En el Grave teníamos un sinfín de historias.
Relatos susurrados, cuentos para dormir... Leyendas a flor de labios, iluminadas por la claridad de una vela. La más conocida era la del fabricante de lágrimas.
Hablaba de un lugar lejano, remoto...
Un mundo donde nadie era capaz de llorar y las personas vivían con el alma vacía, desnudas de emociones. Pero, oculto a todo el mundo, en su inmensa soledad, había un hombrecillo vestido de sombras. Un artesano solitario, pálido y encorvado que, con sus ojos claros como el vidrio, era capaz de fabricar lágrimas de cristal.
La gente acudía a su casa y le pedía poder llorar, poder experimentar una pizca de sentimiento, porque en las lágrimas se esconde el amor y la más compasiva de las despedidas. Son la extensión más íntima del alma, aquello que, más que la alegría o la felicidad, hace que uno se sienta verdaderamente humano.
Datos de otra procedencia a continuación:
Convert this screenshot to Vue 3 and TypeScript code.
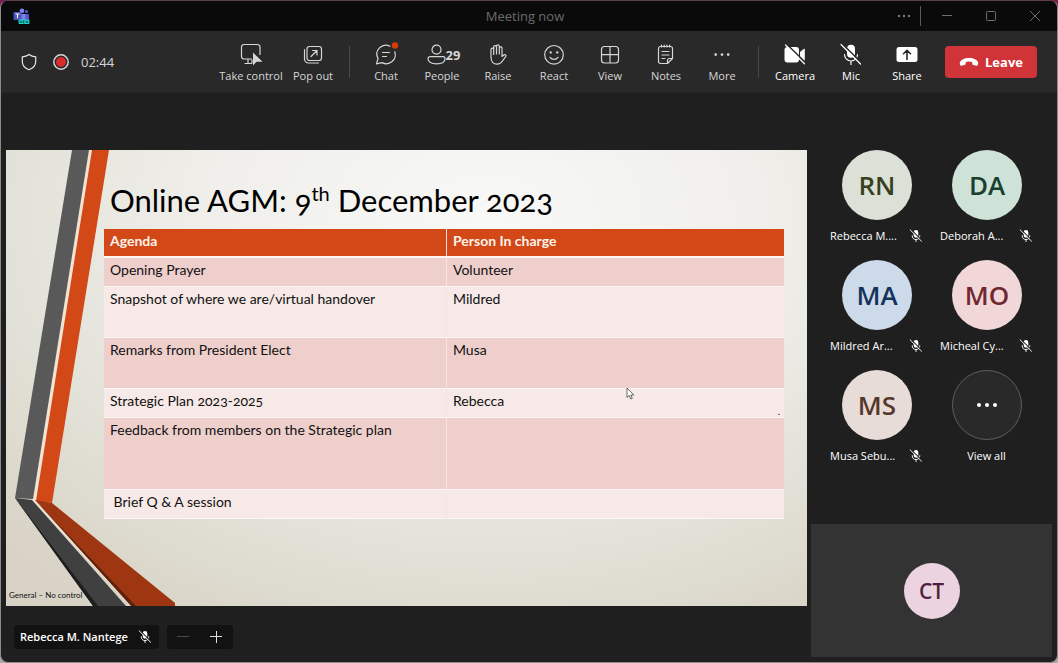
<script setup lang="ts">
interface Shape {
  d: string
  solid?: boolean
  gap?: boolean
}

interface Tool {
  id: string
  label: string
  shapes: Shape[]
  count?: number
  alert?: boolean
  bright?: boolean
  wide?: boolean
}

interface Person {
  initials: string
  name: string
  tone: string
}

const shareTools: Tool[] = [
  {
    id: 'control',
    label: 'Take control',
    wide: true,
    shapes: [
      { d: 'M12.500 16H5A2.500 2.500 0 0 1 2.500 13.500V4A2.500 2.500 0 0 1 5 1.500H18.500A2.500 2.500 0 0 1 21 4V11.500M9 16V20M13 17V20M6 20.500H12.500' },
      { d: 'M14 9.500V22.500L17.500 18.800H23.500Z', solid: true },
    ],
  },
  {
    id: 'popout',
    label: 'Pop out',
    shapes: [
      { d: 'M8.500 3.500H18A2.500 2.500 0 0 1 20.500 6V15A2.500 2.500 0 0 1 18 17.500H8.500A2.500 2.500 0 0 1 6 15V6A2.500 2.500 0 0 1 8.500 3.500ZM3.500 6.500V16A4 4 0 0 0 7.500 20H17.500M10 13.500L16 7.500M11.500 7.500H16V12' },
    ],
  },
]

const meetingTools: Tool[] = [
  {
    id: 'chat',
    label: 'Chat',
    alert: true,
    shapes: [
      { d: 'M16 3.200A9 9 0 0 0 4 15.500L2.500 20.800L8 19.600A9 9 0 0 0 20.800 8.800M8.500 9.500H15.500M8.500 13.500H12.500' },
    ],
  },
  {
    id: 'people',
    label: 'People',
    count: 29,
    shapes: [
      { d: 'M12.500 2.200A4.500 4.500 0 1 1 12.500 11.200A4.500 4.500 0 1 1 12.500 2.200ZM6 13.700H19A2 2 0 0 1 21 15.700C21 19 17.500 20.800 12.500 20.800S4 19 4 15.700A2 2 0 0 1 6 13.700Z' },
    ],
  },
  {
    id: 'raise',
    label: 'Raise',
    shapes: [
      { d: 'M5 14V6.500A1.300 1.300 0 0 1 7.700 6.500V11.500M7.700 7V4A1.400 1.400 0 0 1 10.500 4V11M10.500 4V3.300A1.400 1.400 0 0 1 13.300 3.300V11M13.300 5A1.400 1.400 0 0 1 16 5V13.500L18.200 11.700C19.300 11.200 20.500 12.200 19.800 13.300L16.500 18C15 20.300 13.500 21.200 11 21.200C7.300 21.200 5 18.500 5 14' },
    ],
  },
  {
    id: 'react',
    label: 'React',
    shapes: [
      { d: 'M12 2.500A9.300 9.300 0 1 1 12 21.100A9.300 9.300 0 1 1 12 2.500ZM8 14.300C9.900 17 14.100 17 16 14.300' },
      { d: 'M8.700 8.200A1.200 1.200 0 1 1 8.700 10.600A1.200 1.200 0 1 1 8.700 8.200ZM15.300 8.200A1.200 1.200 0 1 1 15.300 10.600A1.200 1.200 0 1 1 15.300 8.200Z', solid: true },
    ],
  },
  {
    id: 'view',
    label: 'View',
    shapes: [
      { d: 'M6.500 3.500H17.500A3 3 0 0 1 20.500 6.500V17A3 3 0 0 1 17.500 20H6.500A3 3 0 0 1 3.500 17V6.500A3 3 0 0 1 6.500 3.500ZM12 3.500V20M3.500 11.700H20.500' },
    ],
  },
  {
    id: 'notes',
    label: 'Notes',
    shapes: [
      { d: 'M6.500 3.500H16.500A2 2 0 0 1 18.500 5.500V15.500L13.500 20.500H6.500A2 2 0 0 1 4.500 18.500V5.500A2 2 0 0 1 6.500 3.500ZM18.500 15.500H15.500A2 2 0 0 0 13.500 17.500V20.500M7.500 2V4M10.200 2V4M12.900 2V4M15.600 2V4M8 8.500H15M8 12H15M8 15.500H11' },
    ],
  },
  {
    id: 'more',
    label: 'More',
    shapes: [
      { d: 'M5.700 10.200A1.400 1.400 0 1 1 5.700 13A1.400 1.400 0 1 1 5.700 10.200ZM12 10.200A1.400 1.400 0 1 1 12 13A1.400 1.400 0 1 1 12 10.200ZM18.200 10.200A1.400 1.400 0 1 1 18.200 13A1.400 1.400 0 1 1 18.200 10.200Z', solid: true },
    ],
  },
]

const micShapes: Shape[] = [
  { d: 'M12 1.800A4 4 0 0 1 16 5.800V10.800A4 4 0 0 1 8 10.800V5.800A4 4 0 0 1 12 1.800Z', solid: true },
  { d: 'M5.500 11.500A6.500 6.500 0 0 0 18.500 11.500M12 18V21.500' },
  { d: 'M3.500 1L22.500 20', gap: true },
  { d: 'M2 1.500L21.500 21' },
]

const deviceTools: Tool[] = [
  {
    id: 'camera',
    label: 'Camera',
    bright: true,
    shapes: [
      { d: 'M4.500 4H13A3 3 0 0 1 16 7V16.500A3 3 0 0 1 13 19.500H4.500A3 3 0 0 1 1.500 16.500V7A3 3 0 0 1 4.500 4ZM17 9L21 5.800Q21.800 5.400 21.800 6.300V17.200Q21.800 18 21 17.600L17 14.500Z', solid: true },
      { d: 'M4 1.500L23 20', gap: true },
      { d: 'M2.500 2L21.500 20.800' },
    ],
  },
  { id: 'mic', label: 'Mic', bright: true, shapes: micShapes },
  {
    id: 'share',
    label: 'Share',
    bright: true,
    shapes: [
      { d: 'M4 4H20A2.500 2.500 0 0 1 22.500 6.500V16.500A2.500 2.500 0 0 1 20 19H4A2.500 2.500 0 0 1 1.500 16.500V6.500A2.500 2.500 0 0 1 4 4Z', solid: true },
      { d: 'M12 16.500V7.500M8.500 10.700L12 7.200L15.500 10.700', gap: true },
    ],
  },
]

const toolGroups = [shareTools, meetingTools, deviceTools]

const people: Person[] = [
  { initials: 'RN', name: 'Rebecca M....', tone: 'olive' },
  { initials: 'DA', name: 'Deborah A...', tone: 'green' },
  { initials: 'MA', name: 'Mildred Ar...', tone: 'blue' },
  { initials: 'MO', name: 'Micheal Cy...', tone: 'rose' },
  { initials: 'MS', name: 'Musa Sebu...', tone: 'brown' },
]

const agenda = [
  { item: 'Opening Prayer', person: 'Volunteer', size: 'short' },
  { item: 'Snapshot of where we are/virtual handover', person: 'Mildred', size: 'medium' },
  { item: 'Remarks from President Elect', person: 'Musa', size: 'medium' },
  { item: 'Strategic Plan 2023-2025', person: 'Rebecca', size: 'short' },
  { item: 'Feedback from members on the Strategic plan', person: '', size: 'tall' },
  { item: '\u00a0Brief Q & A session', person: '', size: 'short' },
]
</script>

<template>
  <div class="window">
    <header class="titlebar">
      <svg class="logo" viewBox="0 0 17 17" aria-hidden="true">
        <circle cx="13.500" cy="3.500" r="1.600" fill="#5059c9" />
        <circle cx="9" cy="2.800" r="2.400" fill="#7b83eb" />
        <path d="M11 6H16V10.500A3 3 0 0 1 11 12Z" fill="#5059c9" />
        <path d="M5 6H12.500V11A4 4 0 0 1 5 11Z" fill="#7b83eb" />
        <rect x="0.500" y="4" width="8" height="8" rx="1" fill="#4b53bc" />
        <path d="M2.500 6H6.500M4.500 6V10.300" stroke="#fff" stroke-width="1.100" />
        <rect x="5.500" y="11.500" width="11" height="4.500" rx="1" fill="#1fd3cb" />
        <path d="M7 15V12.700L8.700 15V12.700M11.500 12.700H10V15H11.500M10 13.800H11.300M12.700 12.700L13.300 15L14 13.200L14.700 15L15.300 12.700" fill="none" stroke="#06403d" stroke-width="0.600" />
      </svg>
      <h1>Meeting now</h1>
      <div class="window-controls">
        <button type="button" class="dots" aria-label="More options">
          <svg viewBox="0 0 14 4"><circle cx="2" cy="2" r="1.200" /><circle cx="7" cy="2" r="1.200" /><circle cx="12" cy="2" r="1.200" /></svg>
        </button>
        <span class="rule"></span>
        <button type="button" aria-label="Minimize"><svg viewBox="0 0 12 12"><path d="M1 5.500H11" /></svg></button>
        <button type="button" aria-label="Maximize"><svg viewBox="0 0 12 12"><rect x="1.500" y="1.500" width="9" height="9" rx="1" /></svg></button>
        <button type="button" aria-label="Close"><svg viewBox="0 0 12 12"><path d="M1 1L11 11M11 1L1 11" /></svg></button>
      </div>
    </header>

    <div class="toolbar">
      <div class="status">
        <svg class="shield" viewBox="0 0 16 18" aria-hidden="true">
          <path d="M8 1.500C10 3 12.300 3.700 14.700 3.800V8.500C14.700 12.500 12 15.300 8 16.700C4 15.300 1.300 12.500 1.300 8.500V3.800C3.700 3.700 6 3 8 1.500Z" />
        </svg>
        <svg class="record" viewBox="0 0 16 16" role="img" aria-label="Recording">
          <circle cx="8" cy="8" r="7.200" fill="none" stroke="#d6d6d6" stroke-width="1.500" />
          <circle cx="8" cy="8" r="5" fill="#d92c2c" />
        </svg>
        <time>02:44</time>
      </div>
      <nav class="tools" aria-label="Meeting controls">
        <div v-for="(group, index) in toolGroups" :key="index" class="group">
          <button
            v-for="tool in group"
            :key="tool.id"
            type="button"
            class="tool"
            :class="{ wide: tool.wide, bright: tool.bright }"
          >
            <span class="glyph">
              <svg class="icon" viewBox="0 0 24 24" aria-hidden="true">
                <path v-for="(shape, n) in tool.shapes" :key="n" :d="shape.d" :class="{ solid: shape.solid, gap: shape.gap }" />
                <circle v-if="tool.alert" class="alert" cx="21" cy="2.500" r="3.200" />
              </svg>
              <b v-if="tool.count">{{ tool.count }}</b>
            </span>
            <span class="label">{{ tool.label }}</span>
          </button>
        </div>
        <button type="button" class="leave">
          <svg viewBox="0 0 20 10" aria-hidden="true">
            <path d="M10 1C14.500 1 19 3 19.200 6C19.300 7.200 18.800 8.900 17.600 8.700L14.600 8.100C13.600 7.900 13.400 7.200 13.300 6.200L13.100 5C11.200 4.300 8.800 4.300 6.900 5L6.700 6.200C6.600 7.200 6.400 7.900 5.400 8.100L2.400 8.700C1.200 8.900 0.700 7.200 0.800 6C1 3 5.500 1 10 1Z" />
          </svg>
          Leave
        </button>
      </nav>
    </div>

    <div class="content">
      <main class="stage">
        <section class="slide">
          <svg class="ribbons" viewBox="0 0 180 456" aria-hidden="true">
            <path d="M84 0L28 349L127 456" fill="none" stroke="#f3e3d3" stroke-width="4" />
            <path d="M66 0H83L27 349L9 348Z" fill="#595959" />
            <path d="M86 0H103L46 353L30 351Z" fill="#d24817" />
            <path d="M9 348L26 350L120 456H87Z" fill="#404040" />
            <path d="M9 348L92 456H87Z" fill="#1e1e1e" />
            <path d="M29 350L46 353L169 453V456H128Z" fill="#9d3611" />
            <path d="M29 350L125 456H130Z" fill="#5f210b" />
          </svg>
          <h2>Online AGM: 9<sup>th</sup> December 2023</h2>
          <table>
            <thead>
              <tr><th scope="col">Agenda</th><th scope="col">Person In charge</th></tr>
            </thead>
            <tbody>
              <tr v-for="row in agenda" :key="row.item" :class="row.size">
                <td>{{ row.item }}</td>
                <td>{{ row.person }}</td>
              </tr>
            </tbody>
          </table>
          <p class="classification">General – No control</p>
          <span class="speck">.</span>
          <svg class="cursor" viewBox="0 0 9 13" aria-hidden="true">
            <path d="M1 1V10.500L3.200 8.500L4.800 12L6.300 11.300L4.800 8H7.800Z" />
          </svg>
        </section>
        <footer class="stage-bar">
          <div class="presenter">
            Rebecca M. Nantege
            <svg class="icon small" viewBox="0 0 24 24" role="img" aria-label="Muted">
              <path v-for="(shape, n) in micShapes" :key="n" :d="shape.d" :class="{ solid: shape.solid, gap: shape.gap }" />
            </svg>
          </div>
          <div class="zoom">
            <button type="button" aria-label="Zoom out" disabled><svg viewBox="0 0 12 12"><path d="M0 5.500H12" /></svg></button>
            <button type="button" aria-label="Zoom in"><svg viewBox="0 0 12 12"><path d="M0 5.500H12M6.500 0V12" /></svg></button>
          </div>
        </footer>
      </main>

      <aside class="roster">
        <ul>
          <li v-for="person in people" :key="person.initials">
            <span class="avatar" :class="person.tone">{{ person.initials }}</span>
            <span class="name">
              {{ person.name }}
              <svg class="icon small" viewBox="0 0 24 24" role="img" aria-label="Muted">
                <path v-for="(shape, n) in micShapes" :key="n" :d="shape.d" :class="{ solid: shape.solid, gap: shape.gap }" />
              </svg>
            </span>
          </li>
          <li>
            <button type="button" class="view-all">
              <span class="avatar outline">
                <svg viewBox="0 0 22 6" aria-hidden="true"><circle cx="3" cy="3" r="2" /><circle cx="11" cy="3" r="2" /><circle cx="19" cy="3" r="2" /></svg>
              </span>
              <span class="name">View all</span>
            </button>
          </li>
        </ul>
        <div class="self"><span class="avatar plum">CT</span></div>
      </aside>
    </div>
  </div>
</template>

<style>
body {
  margin: 0;
  background: linear-gradient(#7a1f50 0, #7a1f50 30px, #a9a9a9 31px);
}
</style>

<style scoped>
* {
  box-sizing: border-box;
}

.window {
  display: flex;
  flex-direction: column;
  min-height: 100vh;
  border: 1px solid #8c8c8c;
  border-top-color: #5c3e4b;
  border-radius: 8px;
  overflow: hidden;
  background: #1f1f1f;
  color: #fff;
  font: 11px/16px "Open Sans", "Noto Sans", sans-serif;
}

button {
  padding: 0;
  border: 0;
  background: none;
  color: inherit;
  font: inherit;
}

svg {
  display: block;
}

.titlebar {
  display: grid;
  grid-template-columns: 1fr auto 1fr;
  align-items: center;
  height: 30px;
  background: #0a0a0a;
}

.logo {
  width: 17px;
  height: 17px;
  margin-left: 12px;
}

h1 {
  margin: 0 8px 0 0;
  color: #6a6a6a;
  font-size: 13px;
  font-weight: 400;
}

.window-controls {
  display: flex;
  align-items: center;
  justify-content: flex-end;
}

.window-controls button {
  display: grid;
  place-items: center;
  width: 44px;
  height: 30px;
}

.window-controls .dots {
  width: 32px;
}

.window-controls svg {
  width: 12px;
  height: 12px;
  fill: none;
  stroke: #6e6e6e;
}

.window-controls .dots svg {
  width: 14px;
  height: 4px;
  fill: #777;
  stroke: none;
}

.rule {
  width: 1px;
  height: 20px;
  margin-right: 4px;
  background: #5a5a5a;
}

.toolbar {
  display: flex;
  justify-content: space-between;
  height: 62px;
  padding: 0 20px;
  border-bottom: 1px solid #242424;
  background: #292929;
}

.status {
  display: flex;
  align-items: center;
  font-size: 13px;
}

.shield {
  width: 16px;
  height: 18px;
  fill: none;
  stroke: #e6e6e6;
  stroke-width: 1.2;
}

.record {
  width: 16px;
  height: 16px;
  margin: 0 12px 0 16px;
}

.status time {
  color: #d6d6d6;
}

.tools,
.group {
  display: flex;
}

.group + .group::before {
  content: "";
  width: 1px;
  height: 32px;
  margin: 15px 8px 0;
  background: #484848;
}

.tool {
  display: flex;
  flex-direction: column;
  align-items: center;
  width: 56px;
  padding-top: 12px;
  color: #d6d6d6;
}

.tool.wide {
  width: 68px;
}

.tool.bright {
  color: #fff;
}

.glyph {
  display: flex;
  align-items: center;
  height: 24px;
  margin-bottom: 1px;
}

.glyph b {
  margin-left: -2px;
  font-size: 13px;
}

.label {
  white-space: nowrap;
}

.icon {
  width: 24px;
  height: 24px;
  overflow: visible;
  fill: none;
  stroke: currentColor;
  stroke-width: 1.2;
  stroke-linecap: round;
  stroke-linejoin: round;
}

.icon .solid {
  fill: currentColor;
  stroke: none;
}

.icon .gap {
  stroke: #292929;
  stroke-width: 1.6;
}

.icon .alert {
  fill: #d83b01;
  stroke: none;
}

.icon.small {
  width: 14px;
  height: 14px;
  stroke-width: 1.6;
}

.icon.small .gap {
  stroke: #1f1f1f;
  stroke-width: 2;
}

.leave {
  display: flex;
  align-items: center;
  justify-content: center;
  gap: 6px;
  width: 92px;
  height: 32px;
  margin: 15px 0 0 10px;
  border-radius: 4px;
  background: #d13438;
  font-size: 13px;
  font-weight: 700;
}

.leave svg {
  width: 20px;
  height: 10px;
  fill: #fff;
}

.content {
  display: flex;
  flex: 1;
  gap: 4px;
  padding: 57px 5px 5px;
}

.stage {
  flex: 1;
  min-width: 0;
}

.slide {
  position: relative;
  min-height: 456px;
  padding: 30px 23px 0 98px;
  overflow: hidden;
  background: radial-gradient(ellipse 85% 105% at 60% 15%, #f8f8f7 0, #f0efeb 40%, #e2e1d7 72%, #d9d4c7 95%, #d6cec2 120%);
  color: #111;
  font-family: Lato, "Open Sans", sans-serif;
  font-variant-numeric: oldstyle-nums;
}

.ribbons {
  position: absolute;
  top: 0;
  left: 0;
  width: 180px;
  height: 456px;
}

h2 {
  margin: 0 0 9px 6px;
  color: #000;
  font-size: 31px;
  font-weight: 400;
  line-height: 40px;
}

h2 sup {
  font-size: 20px;
  line-height: 0;
}

table {
  position: relative;
  width: 100%;
  border-collapse: separate;
  border-spacing: 0;
  table-layout: fixed;
  font-size: 14px;
  line-height: 20px;
}

th,
td {
  height: 29px;
  padding: 2px 6px;
  border-bottom: 1px solid #fdf6f3;
  text-align: left;
  vertical-align: top;
}

th {
  border-bottom-width: 2px;
  background: #d24817;
  color: #fff3ea;
}

th:first-child {
  width: 342px;
}

th + th,
td + td {
  border-left: 1px solid #f9e4dc;
}

tbody tr {
  background: #f7e9e7;
}

tbody tr:nth-child(odd) {
  background: #efcfcc;
}

.medium td {
  height: 51px;
}

.tall td {
  height: 72px;
}

.classification {
  position: absolute;
  bottom: 5px;
  left: 3px;
  margin: 0;
  font-size: 8px;
  line-height: 12px;
}

.speck {
  position: absolute;
  top: 254px;
  right: 27px;
  font-size: 10px;
  line-height: 14px;
}

.cursor {
  position: absolute;
  top: 237px;
  left: 620px;
  width: 9px;
  height: 13px;
  fill: #fff;
  stroke: #444;
  stroke-width: 0.8;
}

.stage-bar {
  display: flex;
  gap: 8px;
  margin: 19px 0 0 8px;
}

.presenter,
.zoom {
  display: flex;
  align-items: center;
  height: 24px;
  border-radius: 4px;
  background: #121212;
}

.presenter {
  gap: 10px;
  padding: 0 7px 0 6px;
  font-weight: 600;
}

.zoom button {
  display: grid;
  place-items: center;
  width: 33px;
  height: 24px;
}

.zoom svg {
  width: 12px;
  height: 12px;
  fill: none;
  stroke: #e0e0e0;
}

.zoom button:disabled svg {
  stroke: #4a4a4a;
}

.roster {
  display: flex;
  flex-direction: column;
  justify-content: space-between;
  width: 241px;
}

ul {
  display: grid;
  grid-template-columns: 94px 94px;
  gap: 14px 16px;
  margin: 0 0 0 19px;
  padding: 0;
  list-style: none;
}

li,
.view-all {
  display: flex;
  flex-direction: column;
  align-items: center;
  width: 94px;
}

.avatar {
  display: grid;
  place-items: center;
  width: 70px;
  height: 70px;
  border-radius: 50%;
  font-size: 26px;
  font-weight: 600;
}

.olive {
  background: #dce1d8;
  color: #37411f;
}

.green {
  background: #cfe2d8;
  color: #17402e;
}

.blue {
  background: #cddaea;
  color: #14335a;
}

.rose {
  background: #f2d7d9;
  color: #712730;
}

.brown {
  background: #e8dcd8;
  color: #56382b;
}

.outline {
  border: 1px solid #5e5e5e;
  background: #292929;
}

.outline svg {
  width: 22px;
  height: 6px;
  fill: #fff;
}

.name {
  display: flex;
  align-items: center;
  justify-content: space-between;
  width: 94px;
  height: 20px;
  margin-top: 6px;
  padding-right: 1px;
  white-space: nowrap;
}

.view-all .name {
  justify-content: center;
}

.self {
  display: grid;
  place-items: center;
  height: 133px;
  background: #333;
}

.plum {
  width: 56px;
  height: 56px;
  background: #ebd3e0;
  color: #4f1f40;
  font-size: 21px;
}
</style>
Y el artesano los contentaba...
Engarzaba en los ojos de las personas sus lágrimas con lo que contenían y eso era lo que la gente lloraba: rabia, desesperación, dolor y angustia.
Eran pasiones lacerantes, desilusiones y lágrimas, lágrimas, lágrimas. El artesano infectaba un mundo puro, lo teñía de los sentimientos más íntimos y extenuantes.
«Recuerda: al fabricante de lágrimas no puedes mentirle», nos decían al
final del cuento.
Nos lo contaban para enseñarnos que todos los niños pueden ser buenos,
que deben ser buenos, porque nadie nace malo. No está en nuestra naturaleza.
Pero en mi caso...
En mi caso no era así.
Para mí aquello no era una simple leyenda.
Él no se vestía de sombras. No era un hombrecillo pálido y encorvado
con los ojos claros como el vidrio. No.
Yo conocía al fabricante de lágrimas.